Here the first number pair on each line is the vertex ID and a vertex value of the vertex that the line describes. The following number pairs on each line describe edges to other vertexes and associated edge values.

So the biggest challenge for me was working out how to read in an edge format rather than the vertex format used in the examples.

I decided the re-use the SimpleInDegreeCountComputation but re-purpose it to read the edge value data. This is what I ended up with.

/**
 * Simple function to return the out degree for each vertex.
 */
//@Algorithm(
//    name = "Indegree Count"
//)
public class GoogleInDegreeCount extends BasicComputation<
  IntWritable, IntWritable, NullWritable, IntWritable> {

  @Override
  public void compute(
      Vertex<IntWritable, IntWritable, NullWritable> vertex,
      Iterable<IntWritable> messages) throws IOException {
    if (getSuperstep() == 0) {
      Iterable<Edge<IntWritable, NullWritable>> edges = vertex.getEdges();
      for (Edge<IntWritable, NullWritable> edge : edges) {
        sendMessage(edge.getTargetVertexId(), new IntWritable(1));
      }
    } else {
      int sum = 0;
      for (IntWritable message : messages) {
        sum++;
      }
      IntWritable vertexValue = vertex.getValue();
      vertexValue.set(sum);
      vertex.setValue(vertexValue);
      vertex.voteToHalt();
    }
  }
}
 
 The first thing to note is the change of the type parameters for the base class

BasicComputation<IntWritable, IntWritable, NullWritable, IntWritable>
 
If you look at the documentation for this class you see that the  type parameters are:

org.apache.giraph.graph.BasicComputation<I,V,E,M>

I - Vertex id
V - Vertex data
E - Edge data
M - Message type
 So for edge data (which is two integers per line remember) I'm saying that
  
         I  - the vertex ID is an integrer
         V - the vertex data is an integer as it's a degree count
         E - the edge data is null as we are not storing any edge data
         M - the message type is an integer as we are propagating degree counts (which are integers)
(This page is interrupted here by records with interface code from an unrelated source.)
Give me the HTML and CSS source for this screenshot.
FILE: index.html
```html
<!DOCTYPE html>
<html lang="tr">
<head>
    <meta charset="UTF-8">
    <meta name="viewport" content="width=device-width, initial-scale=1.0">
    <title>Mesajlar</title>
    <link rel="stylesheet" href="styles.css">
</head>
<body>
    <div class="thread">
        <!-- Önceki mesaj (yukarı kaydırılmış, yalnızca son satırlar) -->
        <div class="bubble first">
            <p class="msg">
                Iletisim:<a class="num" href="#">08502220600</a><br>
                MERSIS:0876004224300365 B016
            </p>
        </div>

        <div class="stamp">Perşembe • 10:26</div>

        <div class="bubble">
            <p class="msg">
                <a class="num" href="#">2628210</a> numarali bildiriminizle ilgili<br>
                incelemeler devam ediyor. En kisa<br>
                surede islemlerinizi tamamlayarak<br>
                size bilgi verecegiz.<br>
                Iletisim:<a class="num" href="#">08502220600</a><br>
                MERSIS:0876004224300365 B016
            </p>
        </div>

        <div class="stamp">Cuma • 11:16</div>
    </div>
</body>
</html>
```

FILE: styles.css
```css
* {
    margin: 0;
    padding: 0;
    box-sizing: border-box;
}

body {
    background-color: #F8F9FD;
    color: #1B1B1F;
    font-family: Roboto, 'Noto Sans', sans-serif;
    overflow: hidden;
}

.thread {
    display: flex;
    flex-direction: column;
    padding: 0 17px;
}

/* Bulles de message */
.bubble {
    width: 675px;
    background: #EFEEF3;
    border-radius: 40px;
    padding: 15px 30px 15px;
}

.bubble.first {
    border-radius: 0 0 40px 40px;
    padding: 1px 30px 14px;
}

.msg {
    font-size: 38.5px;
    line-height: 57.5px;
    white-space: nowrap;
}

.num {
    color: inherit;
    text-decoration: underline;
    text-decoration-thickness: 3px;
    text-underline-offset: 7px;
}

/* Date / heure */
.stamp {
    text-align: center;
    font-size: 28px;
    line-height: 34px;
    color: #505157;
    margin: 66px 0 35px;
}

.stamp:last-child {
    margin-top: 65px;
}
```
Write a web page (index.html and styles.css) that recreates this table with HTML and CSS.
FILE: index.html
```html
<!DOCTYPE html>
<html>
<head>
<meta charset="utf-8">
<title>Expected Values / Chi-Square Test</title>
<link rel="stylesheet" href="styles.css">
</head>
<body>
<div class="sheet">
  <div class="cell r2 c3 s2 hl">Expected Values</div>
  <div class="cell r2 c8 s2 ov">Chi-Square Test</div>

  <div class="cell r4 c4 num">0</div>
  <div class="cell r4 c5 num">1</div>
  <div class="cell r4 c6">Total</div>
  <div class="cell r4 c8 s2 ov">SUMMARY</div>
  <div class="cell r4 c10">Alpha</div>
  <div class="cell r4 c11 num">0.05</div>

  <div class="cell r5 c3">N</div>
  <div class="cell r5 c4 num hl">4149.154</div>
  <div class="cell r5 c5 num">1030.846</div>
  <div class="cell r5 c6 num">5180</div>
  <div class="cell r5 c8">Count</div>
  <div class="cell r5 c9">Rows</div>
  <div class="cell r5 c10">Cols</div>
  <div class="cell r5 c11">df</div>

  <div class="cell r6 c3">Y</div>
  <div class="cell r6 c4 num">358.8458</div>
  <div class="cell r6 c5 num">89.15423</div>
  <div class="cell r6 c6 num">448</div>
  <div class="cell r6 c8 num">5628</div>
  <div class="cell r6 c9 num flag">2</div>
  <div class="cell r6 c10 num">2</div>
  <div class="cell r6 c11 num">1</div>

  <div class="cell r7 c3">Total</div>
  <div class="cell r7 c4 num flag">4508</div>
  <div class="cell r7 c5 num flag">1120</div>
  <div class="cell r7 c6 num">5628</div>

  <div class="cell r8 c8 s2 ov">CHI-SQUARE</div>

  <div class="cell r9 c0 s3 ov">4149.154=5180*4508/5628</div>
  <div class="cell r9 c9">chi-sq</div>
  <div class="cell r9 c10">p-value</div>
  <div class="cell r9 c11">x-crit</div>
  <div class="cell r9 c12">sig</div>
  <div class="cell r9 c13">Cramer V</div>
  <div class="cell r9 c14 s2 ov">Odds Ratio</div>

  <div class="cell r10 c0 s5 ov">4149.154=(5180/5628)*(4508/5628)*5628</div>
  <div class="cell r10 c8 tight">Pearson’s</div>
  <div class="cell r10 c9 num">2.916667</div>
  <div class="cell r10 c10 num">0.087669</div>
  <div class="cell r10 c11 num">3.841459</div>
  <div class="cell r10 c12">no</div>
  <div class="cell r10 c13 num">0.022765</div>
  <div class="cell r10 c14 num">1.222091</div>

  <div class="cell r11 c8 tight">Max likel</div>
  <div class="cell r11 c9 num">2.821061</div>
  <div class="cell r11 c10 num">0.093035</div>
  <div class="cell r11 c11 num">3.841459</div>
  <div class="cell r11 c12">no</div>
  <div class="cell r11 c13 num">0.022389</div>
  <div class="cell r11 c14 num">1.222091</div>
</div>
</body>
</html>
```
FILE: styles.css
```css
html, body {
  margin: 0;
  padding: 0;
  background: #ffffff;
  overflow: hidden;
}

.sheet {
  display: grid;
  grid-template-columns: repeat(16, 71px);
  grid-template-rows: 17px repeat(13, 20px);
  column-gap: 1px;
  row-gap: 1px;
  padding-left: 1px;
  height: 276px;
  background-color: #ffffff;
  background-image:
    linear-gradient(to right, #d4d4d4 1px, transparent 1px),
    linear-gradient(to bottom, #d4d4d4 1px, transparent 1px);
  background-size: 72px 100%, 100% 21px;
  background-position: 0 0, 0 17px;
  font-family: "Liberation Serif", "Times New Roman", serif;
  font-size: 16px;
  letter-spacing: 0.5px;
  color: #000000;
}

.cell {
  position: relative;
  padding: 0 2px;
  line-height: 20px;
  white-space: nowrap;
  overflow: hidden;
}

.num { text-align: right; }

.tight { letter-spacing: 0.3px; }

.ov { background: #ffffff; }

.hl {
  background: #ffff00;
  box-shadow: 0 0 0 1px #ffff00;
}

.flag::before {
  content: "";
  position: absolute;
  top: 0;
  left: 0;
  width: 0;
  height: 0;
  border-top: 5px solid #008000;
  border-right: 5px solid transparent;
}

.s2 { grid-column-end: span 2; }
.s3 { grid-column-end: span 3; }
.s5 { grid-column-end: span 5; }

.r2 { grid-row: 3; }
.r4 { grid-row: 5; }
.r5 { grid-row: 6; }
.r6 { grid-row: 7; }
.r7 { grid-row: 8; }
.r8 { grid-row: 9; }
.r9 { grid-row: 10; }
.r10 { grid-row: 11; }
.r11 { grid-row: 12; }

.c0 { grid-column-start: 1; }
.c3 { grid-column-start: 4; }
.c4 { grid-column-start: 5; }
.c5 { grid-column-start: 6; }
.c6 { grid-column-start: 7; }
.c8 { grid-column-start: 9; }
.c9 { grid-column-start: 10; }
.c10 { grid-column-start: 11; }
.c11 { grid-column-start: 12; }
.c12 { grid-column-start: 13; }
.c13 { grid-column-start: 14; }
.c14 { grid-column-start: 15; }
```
Also of interest is the signature of the compute method

public void compute(
      Vertex<IntWritable, IntWritable, NullWritable> vertex,
      Iterable<IntWritable> messages)
 
Again if we look up in the documentation what this is supposed to look like we see the following:

public abstract void compute(Vertex<I,V,E> vertex, Iterable<M1> messages)

The types follow the pattern set by the BasicCompute signature above.

The rest of the code remains the same but with suitable changes to take account of the changes in the type parameters.

To run it we have to change the way that we launch the Giraph application. Here's the script:

export GG=/home/slaws/graph/giraph-google
export GH=/home/slaws/graph/giraph-1.1.0-hadoop2-for-hadoop-2.5.1
export GL=${GH}/lib

# declare jars that are required by the driver program
export HADOOP_CLASSPATH=${GH}/giraph-core-1.1.0-hadoop2.jar:${GG}/target/giraph-google-1.0.jar:${GL}/*

# declare jars that are required by each computation node
export LIBJARS=${GH}/giraph-core-1.1.0-hadoop2.jar,${GG}/target/giraph-google-1.0.jar,${GL}/netty-3.6.2.Final.jar,${GL}/netty-all-4.0.14.Final.jar,${GL}/typetools-0.2.1.jar,${GL}/metrics-core-2.2.0.jar,${GL}/metrics-core-3.0.0.jar,${GL}/json-20090211.jar,${GL}/fastutil-6.5.4.jar,${GL}/base64-2.3.8.jar

# remove output file first
hadoop fs -rmdir /tmp/graph/giraph-google/outcounts

# submit a job via YARN
hadoop jar ${GG}/target/giraph-google-1.0.jar org.apache.giraph.GiraphRunner -libjars ${LIBJARS} com.ibm.ets.giraph.GoogleInDegreeCount -eif org.apache.giraph.io.formats.IntNullTextEdgeInputFormat -eip /tmp/graph/giraph-google/web-Google.txt -vof org.apache.giraph.io.formats.IdWithValueTextOutputFormat -op /tmp/graph/giraph-google/outcounts -w 1 -ca giraph.SplitMasterWorker=false


Note now that in the "hadoop jar" step at the end we use an edge input format instead of a vertex input format:

-eif org.apache.giraph.io.formats.IntNullTextEdgeInputFormat

The IntNull part here means that each end of an edge is represented by a single integer with no edge value.

The edge data is specific using an edge input path

 -eip /tmp/graph/giraph-google/web-Google.txt

We still create a vertex output format which lists each vertex alongside its degree count. 

1 comment:

Anonymous said...

Thank you so much Simon, I feel fortunate enough to land on this blog post, saved crucial hours, thanks very much!